I hope this is an appropriate place to post this; I thought I would get a different response here than a more traditional feminist community.

I'd like to get some perspective on something that happened at my workplace.
I work in a cafe (akin to starbucks) with primarily female co-workers. One regular, male, customer consistently made female employees feel uncomfortable due to staring for uncomfortably long periods of time, and being caught on several occasions moving or leaning over to check out females when they turned or bent to prepare a beverage.

I dealt with the discomfort by maintaining politeness but refusing to engage past brisk work-related interactions. Other women felt discomfort to the point of fleeing to the kitchen when they saw him arriving, and leaving a male employee to serve the customer.

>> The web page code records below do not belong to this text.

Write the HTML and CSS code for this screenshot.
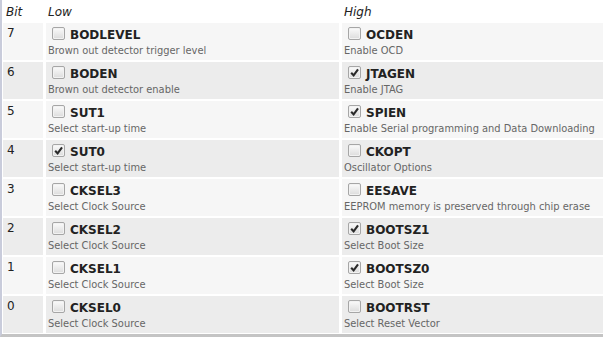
FILE: index.html
```html
<!DOCTYPE html>
<html lang="en">
<head>
  <meta charset="UTF-8">
  <title>Fuse Bits</title>
  <link rel="stylesheet" href="styles.css">
</head>
<body>
  <div class="sheet">
    <div class="fuses">
      <div class="head">Bit</div>
      <div class="head">Low</div>
      <div class="head">High</div>

      <div class="cell bit odd">7</div>
      <div class="cell odd">
        <div class="name"><span class="box"></span>BODLEVEL</div>
        <div class="desc">Brown out detector trigger level</div>
      </div>
      <div class="cell odd">
        <div class="name"><span class="box"></span>OCDEN</div>
        <div class="desc">Enable OCD</div>
      </div>

      <div class="cell bit even">6</div>
      <div class="cell even">
        <div class="name"><span class="box"></span>BODEN</div>
        <div class="desc">Brown out detector enable</div>
      </div>
      <div class="cell even">
        <div class="name"><span class="box on"><svg viewBox="0 0 10 10"><path d="M2 5.2 L4.2 7.6 L8.2 2.2"/></svg></span>JTAGEN</div>
        <div class="desc">Enable JTAG</div>
      </div>

      <div class="cell bit odd">5</div>
      <div class="cell odd">
        <div class="name"><span class="box"></span>SUT1</div>
        <div class="desc">Select start-up time</div>
      </div>
      <div class="cell odd">
        <div class="name"><span class="box on"><svg viewBox="0 0 10 10"><path d="M2 5.2 L4.2 7.6 L8.2 2.2"/></svg></span>SPIEN</div>
        <div class="desc">Enable Serial programming and Data Downloading</div>
      </div>

      <div class="cell bit even">4</div>
      <div class="cell even">
        <div class="name"><span class="box on"><svg viewBox="0 0 10 10"><path d="M2 5.2 L4.2 7.6 L8.2 2.2"/></svg></span>SUT0</div>
        <div class="desc">Select start-up time</div>
      </div>
      <div class="cell even">
        <div class="name"><span class="box"></span>CKOPT</div>
        <div class="desc">Oscillator Options</div>
      </div>

      <div class="cell bit odd">3</div>
      <div class="cell odd">
        <div class="name"><span class="box"></span>CKSEL3</div>
        <div class="desc">Select Clock Source</div>
      </div>
      <div class="cell odd">
        <div class="name"><span class="box"></span>EESAVE</div>
        <div class="desc">EEPROM memory is preserved through chip erase</div>
      </div>

      <div class="cell bit even">2</div>
      <div class="cell even">
        <div class="name"><span class="box"></span>CKSEL2</div>
        <div class="desc">Select Clock Source</div>
      </div>
      <div class="cell even">
        <div class="name"><span class="box on"><svg viewBox="0 0 10 10"><path d="M2 5.2 L4.2 7.6 L8.2 2.2"/></svg></span>BOOTSZ1</div>
        <div class="desc">Select Boot Size</div>
      </div>

      <div class="cell bit odd">1</div>
      <div class="cell odd">
        <div class="name"><span class="box"></span>CKSEL1</div>
        <div class="desc">Select Clock Source</div>
      </div>
      <div class="cell odd">
        <div class="name"><span class="box on"><svg viewBox="0 0 10 10"><path d="M2 5.2 L4.2 7.6 L8.2 2.2"/></svg></span>BOOTSZ0</div>
        <div class="desc">Select Boot Size</div>
      </div>

      <div class="cell bit even">0</div>
      <div class="cell even">
        <div class="name"><span class="box"></span>CKSEL0</div>
        <div class="desc">Select Clock Source</div>
      </div>
      <div class="cell even">
        <div class="name"><span class="box"></span>BOOTRST</div>
        <div class="desc">Select Reset Vector</div>
      </div>
    </div>
  </div>
</body>
</html>
```

FILE: styles.css
```css
body {
  margin: 0;
  font-family: "DejaVu Sans", Verdana, sans-serif;
  background: #ffffff;
  color: #222;
  overflow: hidden;
}
.sheet {
  border-left: 2px solid #c9ccdb;
  border-bottom: 3px solid #c4c4c4;
  padding-left: 1px;
  padding-bottom: 1px;
}
.fuses {
  display: grid;
  grid-template-columns: 40px 293px 1fr;
  grid-template-rows: 21px;
  grid-auto-rows: 37px;
  column-gap: 3px;
  row-gap: 2px;
}
.head {
  font-style: italic;
  font-size: 12px;
  line-height: 14px;
  padding: 5px 0 0 2px;
  color: #222;
}
.head:first-child {
  padding-left: 3px;
}
.cell {
  padding: 5px 2px 0 2px;
}
.odd {
  background: #f6f6f6;
}
.even {
  background: #ececec;
}
.bit {
  font-size: 12px;
  line-height: 14px;
  padding: 3px 0 0 4px;
}
.name {
  display: flex;
  align-items: flex-start;
  font-weight: bold;
  font-size: 12px;
  line-height: 14px;
  color: #222;
}
.box {
  width: 11px;
  height: 11px;
  margin: -1px 5px 0 4px;
  border: 1px solid #a6a6a6;
  border-radius: 2px;
  background: linear-gradient(#fbfbfb, #dcdcdc);
  box-shadow: inset 0 0 0 1px #f2f2f2;
}
.box svg {
  display: block;
  width: 11px;
  height: 11px;
  fill: none;
  stroke: #2a2a2a;
  stroke-width: 1.9;
}
.desc {
  margin-top: 2px;
  font-size: 9.9px;
  line-height: 13px;
  color: #666;
  white-space: nowrap;
}
```
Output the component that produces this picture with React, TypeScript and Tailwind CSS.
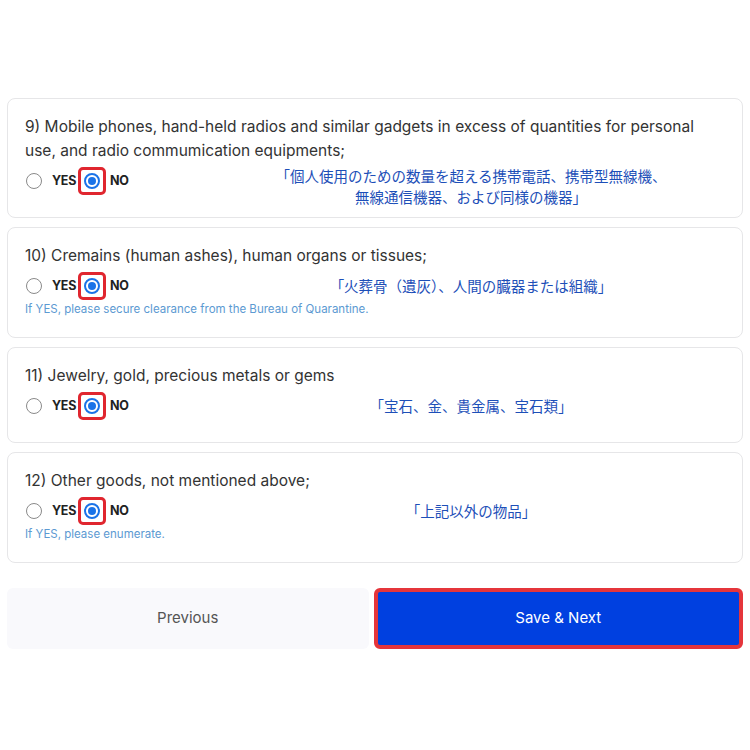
import React from "react";

type Item = {
  no: number;
  text: string;
  jp: string[];
  hint?: string;
};

const ITEMS: Item[] = [
  {
    no: 9,
    text: "Mobile phones, hand-held radios and similar gadgets in excess of quantities for personal use, and radio commumication equipments;",
    jp: ["「個人使用のための数量を超える携帯電話、携帯型無線機、", "無線通信機器、および同様の機器」"],
  },
  {
    no: 10,
    text: "Cremains (human ashes), human organs or tissues;",
    jp: ["「火葬骨（遺灰）、人間の臓器または組織」"],
    hint: "If YES, please secure clearance from the Bureau of Quarantine.",
  },
  {
    no: 11,
    text: "Jewelry, gold, precious metals or gems",
    jp: ["「宝石、金、貴金属、宝石類」"],
  },
  {
    no: 12,
    text: "Other goods, not mentioned above;",
    jp: ["「上記以外の物品」"],
    hint: "If YES, please enumerate.",
  },
];

function RadioRow() {
  return (
    <div className="mt-1 flex h-7 items-center">
      <span className="ml-[1px] h-4 w-4 rounded-full border border-[#8a8a8a] bg-white" />
      <span className="ml-[10px] text-[12.5px] font-bold tracking-[-0.3px] text-[#222]">YES</span>
      <span className="ml-[2px] flex h-7 w-7 items-center justify-center rounded-[5px] border-[3px] border-[#e0262f]">
        <span className="flex h-4 w-4 items-center justify-center rounded-full border-2 border-[#1a73e8] bg-white">
          <span className="h-2 w-2 rounded-full bg-[#1a73e8]" />
        </span>
      </span>
      <span className="ml-[4px] text-[12.5px] font-bold tracking-[-0.3px] text-[#222]">NO</span>
    </div>
  );
}

function QuestionCard({ item }: { item: Item }) {
  const top = item.jp.length > 1 ? "top-[66px]" : "top-[47px]";
  const pb = item.hint ? "pb-5" : "pb-[22px]";
  return (
    <div className={`relative rounded-lg border border-[#e6e6e8] bg-white px-[17px] pt-4 ${pb}`}>
      <p className="max-w-[680px] text-[15.5px] leading-6 text-[#333]">{`${item.no}) ${item.text}`}</p>
      <RadioRow />
      {item.hint && <p className="mt-[1px] text-[11.5px] leading-4 text-[#5c9ad2]">{item.hint}</p>}
      <div
        className={`absolute left-[463px] ${top} -translate-x-1/2 whitespace-nowrap text-center text-[14.5px] leading-[21px] text-[#1d4fb8]`}
        style={{ fontFamily: '"Noto Sans CJK JP", sans-serif' }}
      >
        {item.jp.map((l, i) => (
          <div key={i}>{l}</div>
        ))}
      </div>
    </div>
  );
}

export default function App() {
  return (
    <div className="h-[750px] w-[750px] bg-white px-[7px] pt-[98px]" style={{ fontFamily: "Inter, 'Noto Sans', sans-serif" }}>
      <div className="flex flex-col gap-[9px]">
        {ITEMS.map((it) => (
          <QuestionCard key={it.no} item={it} />
        ))}
      </div>
      <div className="mt-[25px] flex gap-[5px]">
        <button className="flex h-[61px] flex-1 items-center justify-center rounded-md bg-[#f9f9fc] text-[15px] text-[#555]">
          Previous
        </button>
        <button className="flex h-[61px] flex-1 items-center justify-center rounded-md border-[4px] border-[#e5353b] bg-[#0040e0] text-[15px] text-white">
          Save &amp; Next
        </button>
      </div>
    </div>
  );
}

When the situation escalated to that level, one of the female employees decided to talk to the customer, and told him that some of the female employees felt he was staring in a way that made them uncomfortable. He got very red and quickly left. Since then, he avoids the cafe much of the time, avoids looking at female employees at all, and seems to only order from a male employee.

I am conflicted... On one hand, it bothers me that his solution is to entirely avoid us, instead of attempting to interact in a way that doesn't make us uncomfortable. On the other hand, I certainly appreciate that he is amending his behavior to remedy the situation. I can't imagine how I would react if I was in his place, especially if I didn't realize I was making people uncomfortable (I do not know if he was intentionally checking out women or not.)

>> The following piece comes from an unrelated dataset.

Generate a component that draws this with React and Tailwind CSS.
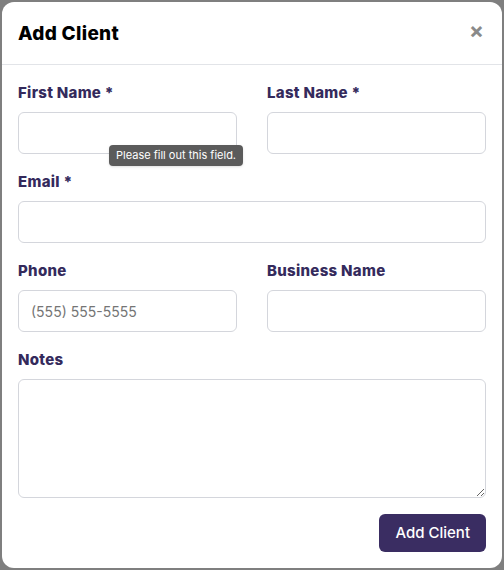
import React from 'react';

const Field = ({ label, placeholder = '', children }) => (
    <div className="flex flex-col">
        <label className="text-[15px] font-extrabold tracking-[0.3px] text-[#342a5c] leading-5 mb-[9px]">{label}</label>
        {children || (
            <input
                type="text"
                placeholder={placeholder}
                className="h-[42px] w-full rounded-md border border-[#d4d6dc] bg-white px-3 text-[14px] text-gray-800 placeholder:text-[#757575] outline-none"
            />
        )}
    </div>
);

const App = () => {
    return (
        <div className="min-h-[570px] w-full bg-[#7f7f7f] p-[2px] font-['Inter','Open_Sans',sans-serif]">
            <div className="relative flex h-[566px] flex-col rounded-xl bg-white">
                <div className="flex h-[63px] items-center justify-between border-b border-[#e2e4e8] px-4">
                    <h2 className="mt-[3px] text-[19px] font-extrabold tracking-[0.3px] text-black">Add Client</h2>
                    <button className="mb-[6px] mr-[2px] text-[22px] font-bold leading-none text-[#8a8a8a]">×</button>
                </div>

                <div className="flex flex-col gap-[18px] px-4 pt-[18px]">
                    <div className="grid grid-cols-2 gap-[30px]">
                        <div className="relative">
                            <Field label="First Name *" />
                            <div className="absolute left-[91px] top-[62px] whitespace-nowrap rounded-sm bg-[#5b5b5b] px-[7px] py-[3px] text-[11px] leading-[15px] text-white shadow">
                                Please fill out this field.
                            </div>
                        </div>
                        <Field label="Last Name *" />
                    </div>
                    <Field label="Email *" />
                    <div className="grid grid-cols-2 gap-[30px]">
                        <Field label="Phone" placeholder="(555) 555-5555" />
                        <Field label="Business Name" />
                    </div>
                    <Field label="Notes">
                        <textarea className="h-[119px] w-full rounded-md border border-[#d4d6dc] bg-white px-3 py-2 text-[14px] outline-none" />
                    </Field>
                </div>

                <div className="flex justify-end px-4 pt-4">
                    <button className="h-[38px] rounded-md bg-[#3a2d62] px-4 text-[15px] font-medium text-white">
                        Add Client
                    </button>
                </div>
            </div>
        </div>
    );
};

export default App;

So I guess what I'd like to know is, what is your interpretation of the situation? Is there a better way to approach this kind of thing?


I think it was handled as best as possible by the cafe - at least, I can't think of any better way. It's uncomfortable all around, but it's better that he's aware of the effect he is having on people.

As for how he's handling it, I can't blame him for being avoidant rather than interacting in a way that doesn't make others uncomfortable. If he genuinely isn't aware when he's doing this, and doesn't feel he knows how to not make others uncomfortable, it's actually quite considerate for him to err on the side of caution until he learns what's appropriate. (I'm assuming he's just avoiding behavior resembling that which he was told was bothering people, and not being passive-aggressive and pointedly shunning the women.)
I think your cafe handled the situation well. As much as forcing the guy to sit through a Feminist 101 lecture sounds good, it's not usually practical (or possible) in a work setting.

I can't think of any really different way to handle that. I guess one question I have would be do you think it'd be better to have one of the women address the customer, or to have a male address him?

And I agree, I can see his motivation for avoiding the place. I'm assuming (or hoping) the guy didn't have truly nefarious intentions, and is now just really embarrassed.